* **Your instructions**:
Would you transcribe the listing that follows, character for character, and omit its images?

## START Data lines

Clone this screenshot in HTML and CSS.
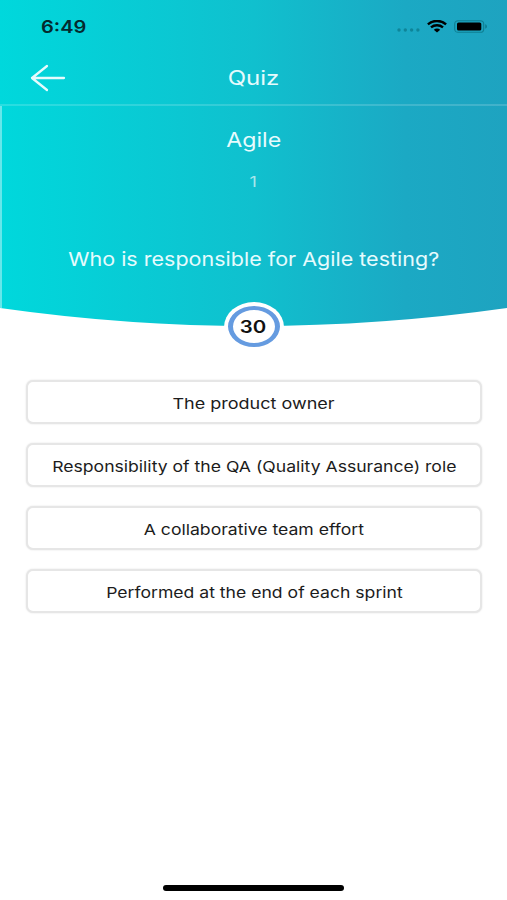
FILE: index.html
```
<!DOCTYPE html>
<html lang="en">

<head>
    <meta charset="UTF-8">
    <meta name="viewport" content="width=device-width, initial-scale=1.0">
    <title>Quiz</title>
    <link rel="stylesheet" href="styles.css">
</head>

<body>

    <div class="screen">
        <!-- Top area with curved bottom edge -->
        <header class="top-area">
            <div class="status-bar">
                <span class="wide time">6:49</span>
                <div class="status-icons">
                    <svg class="signal" width="24" height="4" viewBox="0 0 24 4">
                        <circle cx="2" cy="2" r="1.7" />
                        <circle cx="8.3" cy="2" r="1.7" />
                        <circle cx="14.6" cy="2" r="1.7" />
                        <circle cx="20.9" cy="2" r="1.7" />
                    </svg>
                    <svg class="wifi" width="20" height="13" viewBox="0 0 20 13">
                        <path d="M.9 4.3C6-.2 14-.2 19.1 4.3" />
                        <path d="M4 7.4C7.4 4.5 12.6 4.5 16 7.4" />
                        <path class="wifi-dot" d="M6.8 9.7C8.6 8.2 11.4 8.2 13.2 9.7L10 12.6Z" />
                    </svg>
                    <svg class="battery" width="34" height="13" viewBox="0 0 34 13">
                        <rect class="battery-case" x="0.7" y="0.7" width="29" height="11.6" rx="3.4" />
                        <rect x="3" y="2.4" width="24.3" height="8.2" rx="1.6" />
                        <path class="battery-tip" d="M31.2 4.3C33.6 5 33.6 8 31.2 8.7Z" />
                    </svg>
                </div>
            </div>

            <nav class="nav-bar">
                <svg class="back" width="36" height="28" viewBox="0 0 36 28">
                    <path d="M17 2L2 14L17 26M2 14H34" />
                </svg>
                <h1 class="wide nav-title">Quiz</h1>
            </nav>

            <section class="question-area">
                <h2 class="wide topic">Agile</h2>
                <p class="wide number">1</p>
                <p class="wide question">Who is responsible for Agile testing?</p>
            </section>
        </header>

        <!-- Countdown -->
        <div class="timer">
            <div class="timer-ring"><span class="wide timer-value">30</span></div>
        </div>

        <!-- Answers -->
        <main class="answers">
            <button class="answer"><span class="wide">The product owner</span></button>
            <button class="answer"><span class="wide long">Responsibility of the QA (Quality Assurance) role</span></button>
            <button class="answer"><span class="wide long">A collaborative team effort</span></button>
            <button class="answer"><span class="wide long">Performed at the end of each sprint</span></button>
        </main>

        <div class="home-indicator"></div>
    </div>

</body>

</html>
```

FILE: styles.css
```
* {
    box-sizing: border-box;
}

body {
    margin: 0;
    background-color: #fff;
    font-family: Inter, "Liberation Sans", sans-serif;
}

h1,
h2,
p {
    margin: 0;
    font-weight: 400;
}

.screen {
    display: flex;
    flex-direction: column;
    width: 507px;
    height: 900px;
    overflow: hidden;
}

/* Extended letterforms */
.wide {
    display: inline-block;
    white-space: nowrap;
    transform: scaleX(1.2);
}

/* Top area */
.top-area {
    height: 327px;
    flex: none;
    color: #e6fbfd;
    background: linear-gradient(90deg, #00d8dc 0%, #10c0ce 50%, #1ba9c4 80%, #1ea3c0 100%);
    clip-path: path("M0 0H507V308Q253.5 344 0 308Z");
}

.status-bar {
    display: flex;
    justify-content: space-between;
    height: 52px;
    padding: 0 19px 0 41px;
}

.time {
    height: 52px;
    line-height: 54px;
    font-size: 17px;
    font-weight: 600;
    color: #042a2e;
    transform: scaleX(1.18);
    transform-origin: left;
}

.status-icons {
    display: flex;
    padding-top: 20px;
}

.signal {
    margin: 8px 6px 0 0;
    fill: #0e8599;
}

.wifi {
    margin-right: 7px;
    fill: none;
    stroke: #000;
    stroke-width: 2.4;
}

.wifi-dot {
    fill: #000;
    stroke: none;
}

.battery-case {
    fill: none;
    stroke: #0f7f92;
    stroke-width: 1.1;
}

.battery-tip {
    fill: #0f7f92;
}

.nav-bar {
    display: grid;
    grid-template-columns: 1fr auto 1fr;
    align-items: center;
    height: 54px;
    padding-left: 31px;
    padding-right: 30px;
    border-bottom: 2px solid rgba(255, 255, 255, 0.16);
}

.back {
    margin-left: -1px;
    fill: none;
    stroke: #e6fbfd;
    stroke-width: 2.3;
    stroke-linecap: round;
    stroke-linejoin: round;
}

.nav-title {
    font-size: 20px;
    line-height: 52px;
}

.question-area {
    display: flex;
    flex-direction: column;
    align-items: center;
    height: 221px;
    border-left: 2px solid rgba(255, 255, 255, 0.4);
    border-right: 2px solid transparent;
}

.topic {
    margin-top: 21px;
    font-size: 20px;
    line-height: 26px;
    transform: scaleX(1.16);
}

.number {
    margin-top: 19px;
    font-size: 15px;
    line-height: 20px;
    color: #a9e6ec;
}

.question {
    margin-top: 55px;
    font-size: 19px;
    line-height: 26px;
    transform: scaleX(1.133);
}

/* Countdown */
.timer {
    position: relative;
    flex: none;
    align-self: center;
    width: 60px;
    height: 50px;
    margin-top: -25px;
    padding: 4px;
    border-radius: 50%;
    background-color: #fff;
}

.timer-ring {
    display: flex;
    align-items: center;
    justify-content: center;
    height: 41px;
    border: 4px solid #659be0;
    border-left-width: 5px;
    border-right-width: 5px;
    border-radius: 50%;
}

.timer-value {
    font-size: 17px;
    font-weight: 600;
    color: #111;
}

/* Answers */
.answers {
    display: flex;
    flex-direction: column;
    gap: 19px;
    padding: 28px 25px 0 26px;
}

.answer {
    height: 44px;
    padding: 2px 0 0;
    border: 2px solid #e6e6e6;
    border-radius: 7px;
    background-color: #fff;
    box-shadow: 0 0 2px rgba(0, 0, 0, 0.12);
    font-family: inherit;
    font-size: 15px;
    color: #1c1c1c;
}

.answer .long {
    transform: scaleX(1.173);
}

.home-indicator {
    align-self: center;
    width: 181px;
    height: 6px;
    margin-top: auto;
    margin-bottom: 9px;
    border-radius: 3px;
    background-color: #000;
}
```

## END Data lines

* **Answer for the task**:
Clone this screenshot in HTML and CSS.
FILE: index.html
```
<!DOCTYPE html>
<html lang="en">

<head>
    <meta charset="UTF-8">
    <meta name="viewport" content="width=device-width, initial-scale=1.0">
    <title>Quiz</title>
    <link rel="stylesheet" href="styles.css">
</head>

<body>

    <div class="screen">
        <!-- Top area with curved bottom edge -->
        <header class="top-area">
            <div class="status-bar">
                <span class="wide time">6:49</span>
                <div class="status-icons">
                    <svg class="signal" width="24" height="4" viewBox="0 0 24 4">
                        <circle cx="2" cy="2" r="1.7" />
                        <circle cx="8.3" cy="2" r="1.7" />
                        <circle cx="14.6" cy="2" r="1.7" />
                        <circle cx="20.9" cy="2" r="1.7" />
                    </svg>
                    <svg class="wifi" width="20" height="13" viewBox="0 0 20 13">
                        <path d="M.9 4.3C6-.2 14-.2 19.1 4.3" />
                        <path d="M4 7.4C7.4 4.5 12.6 4.5 16 7.4" />
                        <path class="wifi-dot" d="M6.8 9.7C8.6 8.2 11.4 8.2 13.2 9.7L10 12.6Z" />
                    </svg>
                    <svg class="battery" width="34" height="13" viewBox="0 0 34 13">
                        <rect class="battery-case" x="0.7" y="0.7" width="29" height="11.6" rx="3.4" />
                        <rect x="3" y="2.4" width="24.3" height="8.2" rx="1.6" />
                        <path class="battery-tip" d="M31.2 4.3C33.6 5 33.6 8 31.2 8.7Z" />
                    </svg>
                </div>
            </div>

            <nav class="nav-bar">
                <svg class="back" width="36" height="28" viewBox="0 0 36 28">
                    <path d="M17 2L2 14L17 26M2 14H34" />
                </svg>
                <h1 class="wide nav-title">Quiz</h1>
            </nav>

            <section class="question-area">
                <h2 class="wide topic">Agile</h2>
                <p class="wide number">1</p>
                <p class="wide question">Who is responsible for Agile testing?</p>
            </section>
        </header>

        <!-- Countdown -->
        <div class="timer">
            <div class="timer-ring"><span class="wide timer-value">30</span></div>
        </div>

        <!-- Answers -->
        <main class="answers">
            <button class="answer"><span class="wide">The product owner</span></button>
            <button class="answer"><span class="wide long">Responsibility of the QA (Quality Assurance) role</span></button>
            <button class="answer"><span class="wide long">A collaborative team effort</span></button>
            <button class="answer"><span class="wide long">Performed at the end of each sprint</span></button>
        </main>

        <div class="home-indicator"></div>
    </div>

</body>

</html>
```

FILE: styles.css
```
* {
    box-sizing: border-box;
}

body {
    margin: 0;
    background-color: #fff;
    font-family: Inter, "Liberation Sans", sans-serif;
}

h1,
h2,
p {
    margin: 0;
    font-weight: 400;
}

.screen {
    display: flex;
    flex-direction: column;
    width: 507px;
    height: 900px;
    overflow: hidden;
}

/* Extended letterforms */
.wide {
    display: inline-block;
    white-space: nowrap;
    transform: scaleX(1.2);
}

/* Top area */
.top-area {
    height: 327px;
    flex: none;
    color: #e6fbfd;
    background: linear-gradient(90deg, #00d8dc 0%, #10c0ce 50%, #1ba9c4 80%, #1ea3c0 100%);
    clip-path: path("M0 0H507V308Q253.5 344 0 308Z");
}

.status-bar {
    display: flex;
    justify-content: space-between;
    height: 52px;
    padding: 0 19px 0 41px;
}

.time {
    height: 52px;
    line-height: 54px;
    font-size: 17px;
    font-weight: 600;
    color: #042a2e;
    transform: scaleX(1.18);
    transform-origin: left;
}

.status-icons {
    display: flex;
    padding-top: 20px;
}

.signal {
    margin: 8px 6px 0 0;
    fill: #0e8599;
}

.wifi {
    margin-right: 7px;
    fill: none;
    stroke: #000;
    stroke-width: 2.4;
}

.wifi-dot {
    fill: #000;
    stroke: none;
}

.battery-case {
    fill: none;
    stroke: #0f7f92;
    stroke-width: 1.1;
}

.battery-tip {
    fill: #0f7f92;
}

.nav-bar {
    display: grid;
    grid-template-columns: 1fr auto 1fr;
    align-items: center;
    height: 54px;
    padding-left: 31px;
    padding-right: 30px;
    border-bottom: 2px solid rgba(255, 255, 255, 0.16);
}

.back {
    margin-left: -1px;
    fill: none;
    stroke: #e6fbfd;
    stroke-width: 2.3;
    stroke-linecap: round;
    stroke-linejoin: round;
}

.nav-title {
    font-size: 20px;
    line-height: 52px;
}

.question-area {
    display: flex;
    flex-direction: column;
    align-items: center;
    height: 221px;
    border-left: 2px solid rgba(255, 255, 255, 0.4);
    border-right: 2px solid transparent;
}

.topic {
    margin-top: 21px;
    font-size: 20px;
    line-height: 26px;
    transform: scaleX(1.16);
}

.number {
    margin-top: 19px;
    font-size: 15px;
    line-height: 20px;
    color: #a9e6ec;
}

.question {
    margin-top: 55px;
    font-size: 19px;
    line-height: 26px;
    transform: scaleX(1.133);
}

/* Countdown */
.timer {
    position: relative;
    flex: none;
    align-self: center;
    width: 60px;
    height: 50px;
    margin-top: -25px;
    padding: 4px;
    border-radius: 50%;
    background-color: #fff;
}

.timer-ring {
    display: flex;
    align-items: center;
    justify-content: center;
    height: 41px;
    border: 4px solid #659be0;
    border-left-width: 5px;
    border-right-width: 5px;
    border-radius: 50%;
}

.timer-value {
    font-size: 17px;
    font-weight: 600;
    color: #111;
}

/* Answers */
.answers {
    display: flex;
    flex-direction: column;
    gap: 19px;
    padding: 28px 25px 0 26px;
}

.answer {
    height: 44px;
    padding: 2px 0 0;
    border: 2px solid #e6e6e6;
    border-radius: 7px;
    background-color: #fff;
    box-shadow: 0 0 2px rgba(0, 0, 0, 0.12);
    font-family: inherit;
    font-size: 15px;
    color: #1c1c1c;
}

.answer .long {
    transform: scaleX(1.173);
}

.home-indicator {
    align-self: center;
    width: 181px;
    height: 6px;
    margin-top: auto;
    margin-bottom: 9px;
    border-radius: 3px;
    background-color: #000;
}
```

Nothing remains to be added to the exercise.